Laura Anderson Barbata: Singing Leaf
Marlborough Gallery
525 West 25th Street
Opening Reception: September 9, 2023
6:00-8:00 PM
EFA Studios member Laura Anderson Barbata’s solo exhibition Singing Leaf will remain on view through October 28, 2023 at 545 West 25th Street. A fully illustrated catalogue with texts by Edward J. Sullivan and Madeline Murphy Turner will be available for purchase at the time of the exhibition. The gallery is deeply appreciative of both writers’ contributions to this ambitious project, as well as their unwavering support and scholarship.
Since the early-1990s, Laura Anderson Barbara has initiated art-centered projects in the United States, the Venezuelan Amazon, Trinidad and Tobago, Mexico, and Norway which emphasize reciprocity, shared knowledge, and decolonial thinking. Through anchoring objects, Singing Leaf gathers many traditions, voices, and communities that are empowered by the artist’s expansive definitions of authorship and collaboration.

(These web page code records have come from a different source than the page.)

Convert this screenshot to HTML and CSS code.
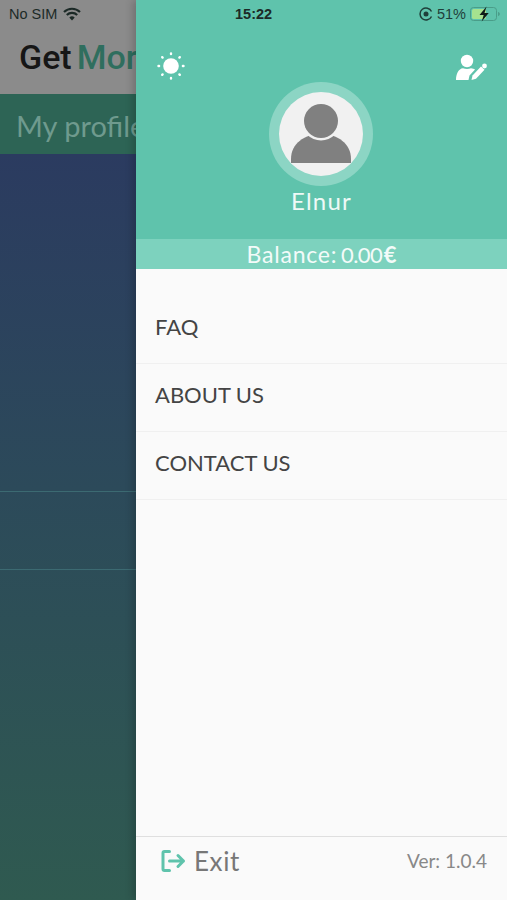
FILE: index.html
```html
<!DOCTYPE html>
<html lang="en">
<head>
    <meta charset="UTF-8">
    <meta name="viewport" content="width=device-width, initial-scale=1.0">
    <title>GetMore</title>
    <link rel="stylesheet" href="styles.css">
</head>
<body>
    <div class="screen">
        <div class="backdrop">
            <div class="brand"><span class="brand-get">Get</span><span class="brand-more">More</span></div>
            <div class="page-title">My profile</div>
            <div class="backdrop-list">
                <div class="backdrop-row"></div>
                <div class="backdrop-row"></div>
            </div>
        </div>

        <div class="drawer">
            <div class="drawer-head">
                <div class="head-icons">
                    <svg class="icon-sun" width="28" height="28" viewBox="0 0 28 28">
                        <circle cx="14" cy="14" r="7.800" fill="#fff"/>
                        <g stroke="#fff" stroke-width="2.400" stroke-linecap="round">
                            <path d="M14 1.500v.6M14 25.900v.6M1.500 14h.6M25.900 14h.6M5.200 5.200l.4.4M22.400 22.400l.4.4M5.200 22.800l.4-.4M22.400 5.600l.4-.4"/>
                        </g>
                    </svg>
                    <svg class="icon-edit" width="32" height="28" viewBox="0 0 32 28">
                        <circle cx="11" cy="9" r="6.200" fill="#fff"/>
                        <path d="M0 28c0-6 2.500-11.500 7-11.800c2.500 1 5.500 1 8 0c1.500 .1 3 .6 4 1.400l-5.500 6l-1 4.400z" fill="#fff"/>
                        <path d="M15.500 28l1-4.600l8.500-9l3.500 3.300l-8.500 9z" fill="#fff"/>
                        <circle cx="28.500" cy="14" r="2.400" fill="#fff"/>
                    </svg>
                </div>
                <div class="avatar-ring">
                    <div class="avatar">
                        <svg width="84" height="84" viewBox="0 0 84 84">
                            <path d="M12 71v-4c0-15 13-25 30-25s30 10 30 25v4z" fill="#808080"/>
                            <circle cx="42" cy="29" r="19.500" fill="#f1f1f1"/>
                            <circle cx="42" cy="29" r="17" fill="#808080"/>
                        </svg>
                    </div>
                </div>
                <div class="user-name">Elnur</div>
            </div>
            <div class="balance"><span class="balance-label">Balance:</span> <span class="balance-sum">0.00</span> <b>€</b></div>

            <ul class="menu">
                <li>FAQ</li>
                <li>ABOUT US</li>
                <li>CONTACT US</li>
            </ul>

            <div class="drawer-foot">
                <div class="exit">
                    <svg width="26" height="24" viewBox="0 0 26 24" fill="none" stroke="#5fc3ac" stroke-width="3" stroke-linecap="round" stroke-linejoin="round">
                        <path d="M8.500 2.500H3.500a1.500 1.500 0 0 0-1.500 1.500v16a1.500 1.500 0 0 0 1.500 1.500h5"/>
                        <path d="M8.500 12h14M17 6.500l5.500 5.500l-5.500 5.500"/>
                    </svg>
                    <span>Exit</span>
                </div>
                <div class="version">Ver: 1.0.4</div>
            </div>
        </div>

        <div class="status-bar">
            <div class="status-left">
                <span>No SIM</span>
                <svg width="18" height="14" viewBox="0 0 18 14" fill="none" stroke="#1c2a27" stroke-width="2.200">
                    <path d="M1 5a11.500 11.500 0 0 1 16 0"/>
                    <path d="M3.800 8a7.500 7.500 0 0 1 10.400 0"/>
                    <path d="M9 13.500l-2.700-3a3.800 3.800 0 0 1 5.400 0z" fill="#1c2a27" stroke="none"/>
                </svg>
            </div>
            <div class="status-time">15:22</div>
            <div class="status-right">
                <svg width="14" height="14" viewBox="0 0 14 14" fill="none" stroke="#1f3f3a" stroke-width="1.500">
                    <path d="M12.500 9.500a6 6 0 1 1 0-5"/>
                    <circle cx="7" cy="7" r="2.500" fill="#1f3f3a" stroke="none"/>
                </svg>
                <span>51%</span>
                <svg width="31" height="16" viewBox="0 0 31 16">
                    <rect x="0.500" y="1.500" width="26" height="13" rx="3" fill="none" stroke="#4a9d89"/>
                    <rect x="2" y="3" width="14" height="10" rx="1.500" fill="#a6e28f"/>
                    <path d="M28 6c1.200.3 1.800 1 1.800 2s-.6 1.700-1.800 2z" fill="#4a9d89"/>
                    <path d="M16.500 .5l-7 8.500h4.200l-2 6.500l7-8.500h-4.200z" fill="#0e1c18"/>
                </svg>
            </div>
        </div>
    </div>
</body>
</html>
```

FILE: styles.css
```css
* {
    box-sizing: border-box;
}
body {
    margin: 0;
    background: #fafafa;
    font-family: Lato, "Open Sans", sans-serif;
    overflow: hidden;
}
.screen {
    position: relative;
    display: flex;
    width: 507px;
    height: 900px;
    overflow: hidden;
}

/* dimmed page behind the drawer */
.backdrop {
    display: flex;
    flex-direction: column;
    width: 136px;
    flex-shrink: 0;
    overflow: hidden;
}
.brand {
    height: 94px;
    padding: 38px 0 0 19px;
    background: #8b8b8b;
    font-family: Roboto, "Liberation Sans", sans-serif;
    font-size: 34px;
    font-weight: 500;
    line-height: 38px;
    white-space: nowrap;
}
.brand-get {
    color: #161616;
}
.brand-more {
    margin-left: 5px;
    color: #2f6e5e;
}
.page-title {
    height: 60px;
    padding: 14px 0 0 16px;
    background: #2d6455;
    color: #6f9a8e;
    font-size: 29px;
    line-height: 36px;
    white-space: nowrap;
}
.backdrop-list {
    flex: 1;
    padding-top: 337px;
    background: linear-gradient(to bottom, #2b3b60, #2c4a5a 45%, #2f5a50);
}
.backdrop-row {
    height: 78px;
    border-top: 1px solid #3c6a72;
}

/* drawer */
.drawer {
    z-index: 1;
    display: flex;
    flex-direction: column;
    flex: 1;
    background: #fafafa;
    box-shadow: -3px 0 8px rgba(0, 0, 0, 0.2);
}
.drawer-head {
    height: 239px;
    padding-top: 46px;
    background: #5fc3ac;
}
.head-icons {
    display: flex;
    justify-content: space-between;
    align-items: center;
    height: 40px;
    padding: 0 19px 0 21px;
}
.avatar-ring {
    display: flex;
    justify-content: center;
    align-items: center;
    width: 104px;
    height: 104px;
    margin: -4px 0 0 133px;
    border-radius: 50%;
    background: #8cd5c4;
}
.avatar {
    width: 84px;
    height: 84px;
    border-radius: 50%;
    background: #f1f1f1;
    overflow: hidden;
}
.avatar svg {
    display: block;
}
.user-name {
    color: #eef9f6;
    font-size: 24px;
    line-height: 30px;
    letter-spacing: 1.2px;
    text-align: center;
}
.balance {
    height: 30px;
    background: #7dd2be;
    color: #f3fbf9;
    font-size: 22px;
    line-height: 30px;
    text-align: center;
    word-spacing: -2px;
}
.balance-label {
    font-size: 23px;
    letter-spacing: 0.8px;
}
.balance-sum {
    letter-spacing: -0.6px;
}
.balance b {
    margin-left: -2px;
    font-weight: 700;
}
.menu {
    flex: 1;
    margin: 0;
    padding: 27px 0 0;
    list-style: none;
}
.menu li {
    height: 68px;
    padding: 17px 0 0 19px;
    border-bottom: 1px solid #f0f0f0;
    color: #444;
    font-size: 22px;
    line-height: 28px;
}
.drawer-foot {
    display: flex;
    justify-content: space-between;
    align-items: center;
    height: 64px;
    padding: 0 20px 16px 25px;
    border-top: 1px solid #dfdfdf;
}
.exit {
    display: flex;
    align-items: center;
    gap: 7px;
    color: #777;
    font-size: 26px;
    letter-spacing: 0.6px;
}
.version {
    color: #888;
    font-size: 19px;
}

/* phone status bar, sits over both panes */
.status-bar {
    position: absolute;
    z-index: 2;
    top: 0;
    left: 0;
    right: 0;
    display: flex;
    justify-content: space-between;
    align-items: center;
    height: 27px;
    padding: 0 6px 0 9px;
    font-family: "Liberation Sans", Arial, sans-serif;
    font-size: 14.500px;
    color: #1c2a27;
}
.status-left {
    display: flex;
    align-items: center;
    gap: 6px;
}
.status-time {
    position: absolute;
    left: 235px;
    font-weight: 700;
}
.status-right {
    display: flex;
    align-items: center;
    gap: 4px;
    color: #1f3f3a;
}
```
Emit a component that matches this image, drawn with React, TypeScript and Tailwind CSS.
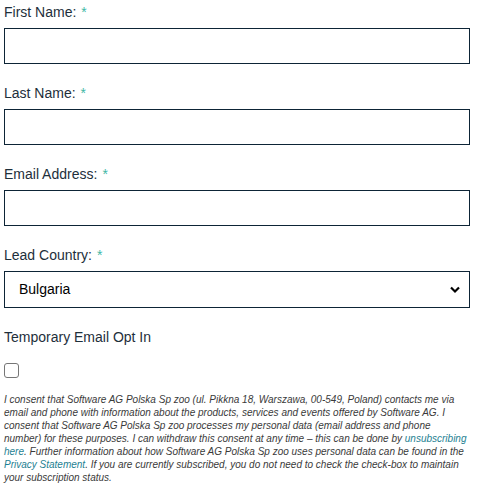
import React from "react";

type FieldProps = {
  label: string;
  required?: boolean;
  children: React.ReactNode;
};

const Field: React.FC<FieldProps> = ({ label, required = true, children }) => (
  <div className="mb-[19px]">
    <label className="block text-[14px] leading-[20px] text-[#1e2f3b] mb-[6px]">
      {label}
      {required && <span className="text-[#3fb8a6] ml-[5px]">*</span>}
    </label>
    {children}
  </div>
);

const inputCls =
  "block w-[466px] h-[36px] border border-[#0d2436] bg-white px-3 text-[14px] outline-none";

export default function App() {
  return (
    <div
      className="w-[480px] h-[496px] bg-white px-[4px] pt-[2px] overflow-hidden"
      style={{ fontFamily: '"Liberation Sans", Arial, sans-serif' }}
    >
      <form>
        <Field label="First Name:">
          <input type="text" className={inputCls} />
        </Field>
        <Field label="Last Name:">
          <input type="text" className={inputCls} />
        </Field>
        <Field label="Email Address:">
          <input type="email" className={inputCls} />
        </Field>
        <Field label="Lead Country:">
          <div className="relative w-[466px] h-[37px] border border-[#0d2436] bg-white flex items-center pl-[14px]">
            <span className="text-[14px] text-black">Bulgaria</span>
            <svg
              className="absolute right-[8px] top-[13px]"
              width="12"
              height="9"
              viewBox="0 0 12 9"
            >
              <path
                d="M2 2.5 L6 6.5 L10 2.5"
                fill="none"
                stroke="#000"
                strokeWidth="2.2"
              />
            </svg>
          </div>
        </Field>

        <div className="text-[14px] leading-[20px] text-[#1e2f3b]">
          Temporary Email Opt In
        </div>
        <div className="mt-[16px] w-[15px] h-[15px] border border-[#767676] rounded-[3px] bg-white" />

        <p className="mt-[15px] text-[10px] leading-[13px] italic text-[#3a3a3a] w-[466px]">
          I consent that Software AG Polska Sp zoo (ul. Pikkna 18, Warszawa,
          00-549, Poland) contacts me via email and phone with information about
          the products, services and events offered by Software AG. I consent
          that Software AG Polska Sp zoo processes my personal data (email
          address and phone number) for these purposes. I can withdraw this
          consent at any time – this can be done by{" "}
          <a className="text-[#1e7f92]">unsubscribing here</a>. Further
          information about how Software AG Polska Sp zoo uses personal data can
          be found in the <a className="text-[#1e7f92]">Privacy Statement</a>.
          If you are currently subscribed, you do not need to check the
          check-box to maintain your subscription status.
        </p>
      </form>
    </div>
  );
}
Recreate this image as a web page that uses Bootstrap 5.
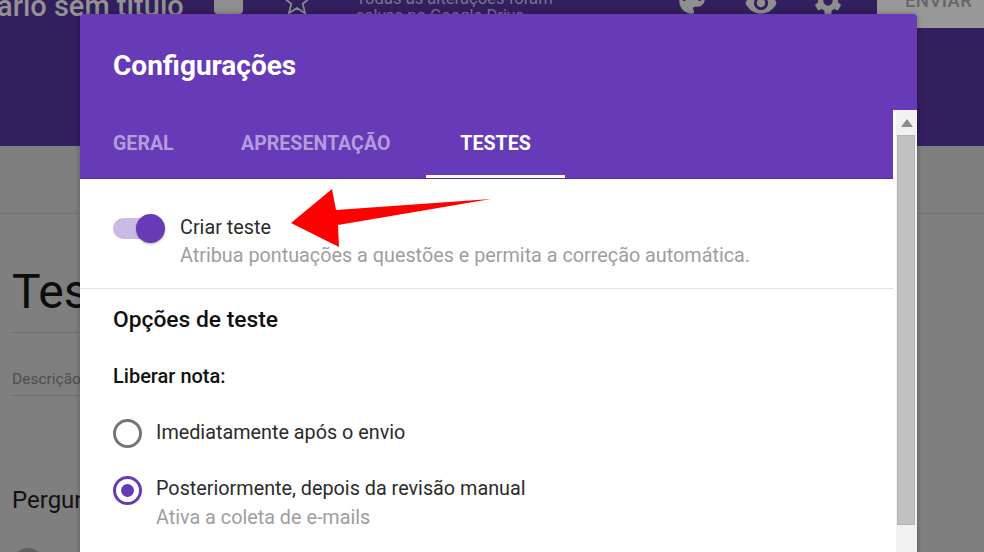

The story of this exhibition begins in 1992. That year, Anderson Barbata, already a practicing artist, traveled to the Venezuelan Amazon, where Indigenous Yanomami, Ye’Kuana, and Piaroa communities accepted her proposal to initiate various papermaking projects. One of such projects is featured in Singing Leaf. Produced with the Yanomami using paper made from indigenous fibers and dyes, Shapono (conceived in 1992 and completed in 2001) tells the story of the community’s first communal dwelling, called a shapono. It was among the first (if not the first) post-colonial accounts of Yanomami folklore made for and by the Yanomami and written in their native language. To this end, paper—particularly handmade paper—had been, and continues to be, central to Anderson Barbata’s practice—both as a preferred medium and a vehicle for storytelling and empowerment.